Cooling and Power: Standard cooling solutions are often adequate unless the deployment involves high inference loads. Lower power requirements compared to training machines.
Software and Tools: Uses inference-optimized frameworks like TensorRT, ONNX Runtime, or specific deployment platforms that support model serving. Models are often quantized or pruned to improve inference speed and reduce resource usage.

Reducing the memory footprint

Not too long ago, the largest Machine Learning models most people would deal with merely reached a few GB in memory size. Because of the massive scale increase, there has been quite a bit of research to reduce the model size while keeping performance up. That is quite important if we want to minimize the serving costs.

Model pruning is about removing unimportant weights from the network. The game is to understand what "important" means in that context. A typical approach is to measure the impact on the loss function of each weight. This can be done easily by looking at the gradient and second-order derivative of the loss. Another way to do it is to use L1 or L2 regularization and get rid of the low-magnitude weights. Removing whole neurons, layers, or filters is called "structured pruning" and is more efficient when it comes to inference speed.
Model quantization is about decreasing parameter precision.
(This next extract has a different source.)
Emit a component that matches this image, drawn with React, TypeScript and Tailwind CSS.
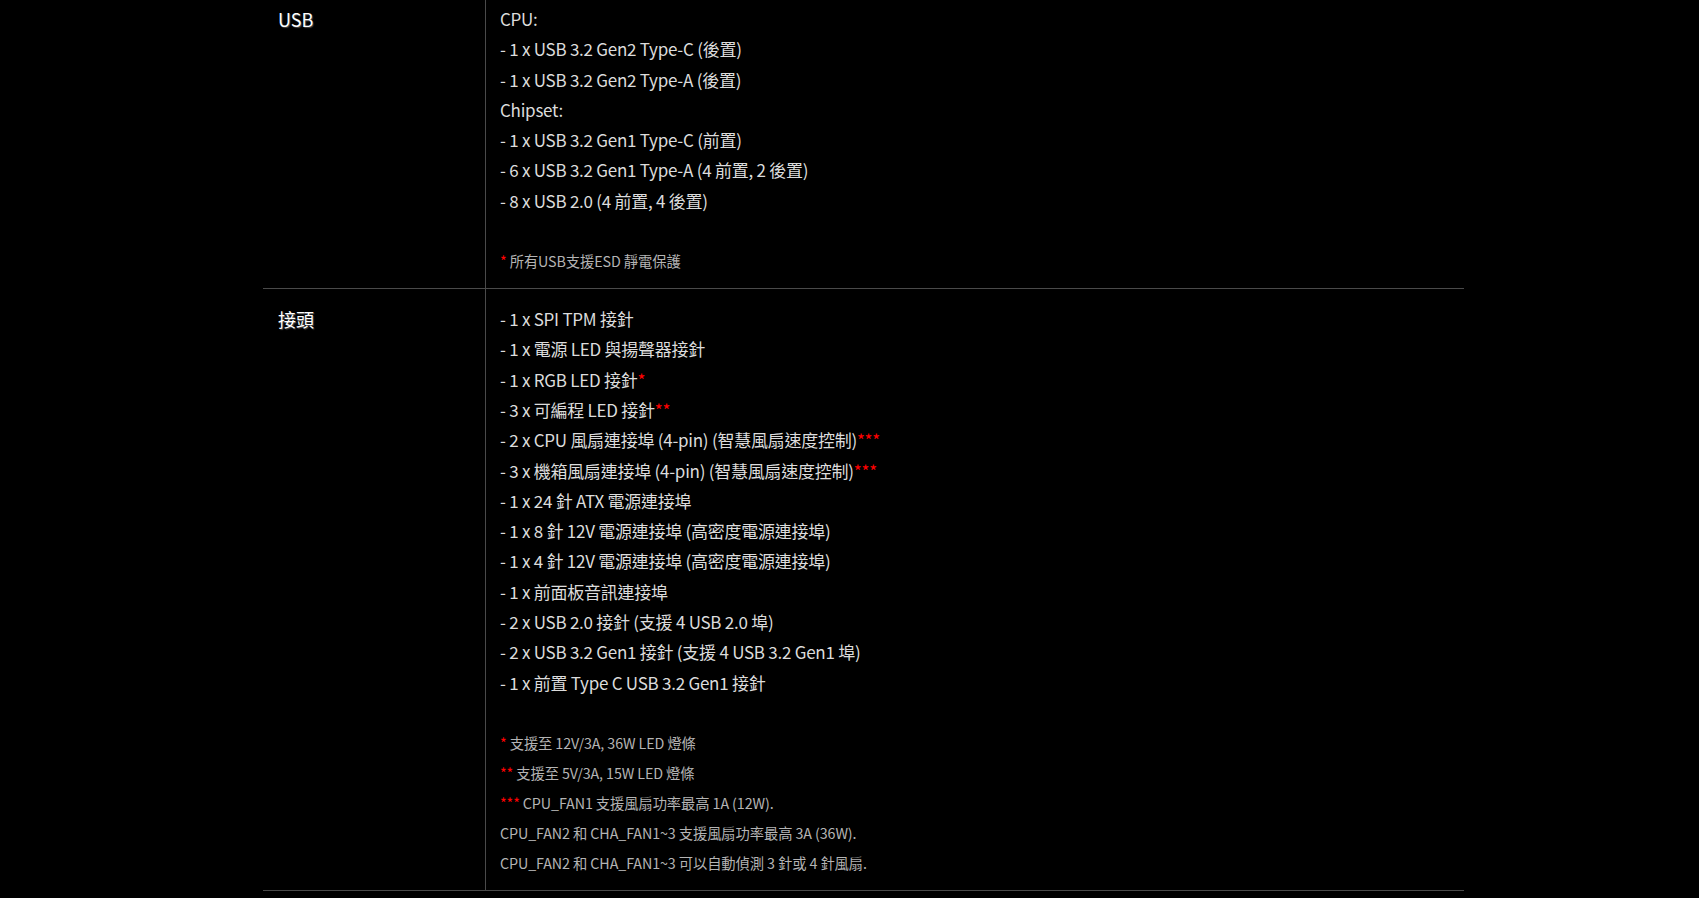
import React from "react";

const R = ({ n }: { n: number }) => (
  <span className="text-[#ff0000]">{"*".repeat(n)}</span>
);

function Row({
  label,
  children,
}: {
  label: string;
  children: React.ReactNode;
}) {
  return (
    <div className="grid grid-cols-[222px_1fr] border-b border-[#4a4a4a]">
      <div className="px-[15px] pt-[15px] pb-[12px] text-[18px] leading-[30px] text-white [text-shadow:1px_1px_1px_rgba(120,120,120,0.6)]">
        {label}
      </div>
      <div className="border-l border-[#4a4a4a] pl-[14px] pt-[15px] pb-[12px] text-[17px] leading-[30.3px] tracking-[-0.25px] text-[#dcdcdc]">
        {children}
      </div>
    </div>
  );
}

const Note = ({ children }: { children: React.ReactNode }) => (
  <div className="text-[14.3px] leading-[30px] tracking-[-0.1px] text-[#b4b4b4]">
    {children}
  </div>
);

export default function App() {
  return (
    <div
      className="min-h-screen bg-black overflow-hidden"
      style={{ fontFamily: '"Noto Sans CJK TC", "Noto Sans", sans-serif' }}
    >
      <div className="ml-[263px] w-[1201px] mt-[-11px]">
        <Row label="USB">
          <div>CPU:</div>
          <div>- 1 x USB 3.2 Gen2 Type-C (後置)</div>
          <div>- 1 x USB 3.2 Gen2 Type-A (後置)</div>
          <div>Chipset:</div>
          <div>- 1 x USB 3.2 Gen1 Type-C (前置)</div>
          <div>- 6 x USB 3.2 Gen1 Type-A (4 前置, 2 後置)</div>
          <div>- 8 x USB 2.0 (4 前置, 4 後置)</div>
          <div className="h-[30px]" />
          <Note>
            <R n={1} /> 所有USB支援ESD 靜電保護
          </Note>
        </Row>
        <Row label="接頭">
          <div>- 1 x SPI TPM 接針</div>
          <div>- 1 x 電源 LED 與揚聲器接針</div>
          <div>
            - 1 x RGB LED 接針<R n={1} />
          </div>
          <div>
            - 3 x 可編程 LED 接針<R n={2} />
          </div>
          <div>
            - 2 x CPU 風扇連接埠 (4-pin) (智慧風扇速度控制)<R n={3} />
          </div>
          <div>
            - 3 x 機箱風扇連接埠 (4-pin) (智慧風扇速度控制)<R n={3} />
          </div>
          <div>- 1 x 24 針 ATX 電源連接埠</div>
          <div>- 1 x 8 針 12V 電源連接埠 (高密度電源連接埠)</div>
          <div>- 1 x 4 針 12V 電源連接埠 (高密度電源連接埠)</div>
          <div>- 1 x 前面板音訊連接埠</div>
          <div>- 2 x USB 2.0 接針 (支援 4 USB 2.0 埠)</div>
          <div>- 2 x USB 3.2 Gen1 接針 (支援 4 USB 3.2 Gen1 埠)</div>
          <div>- 1 x 前置 Type C USB 3.2 Gen1 接針</div>
          <div className="h-[30px]" />
          <Note>
            <R n={1} /> 支援至 12V/3A, 36W LED 燈條
          </Note>
          <Note>
            <R n={2} /> 支援至 5V/3A, 15W LED 燈條
          </Note>
          <Note>
            <R n={3} /> CPU_FAN1 支援風扇功率最高 1A (12W).
          </Note>
          <Note>CPU_FAN2 和 CHA_FAN1~3 支援風扇功率最高 3A (36W).</Note>
          <Note>CPU_FAN2 和 CHA_FAN1~3 可以自動偵測 3 針或 4 針風扇.</Note>
        </Row>
      </div>
    </div>
  );
}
There are typically two ways to go about it. When we train or fine-tune the in its quantized form (by dequantizing during the forward and backward pass ), we call this "Quantization-aware training". When we simply quantize the model after training, it is called "Post training quantization", and additional heuristic modifications to the weights can be performed to help performance.
Knowledge distillation is about transferring knowledge from one model to another, typically from a large model to a smaller one. When the student model learns to produce similar output responses, that is response-based distillation. When the student model learns to reproduce similar intermediate layers, it is called feature-based distillation. When the student model learns to reproduce the interaction between layers, it is called relation-based distillation.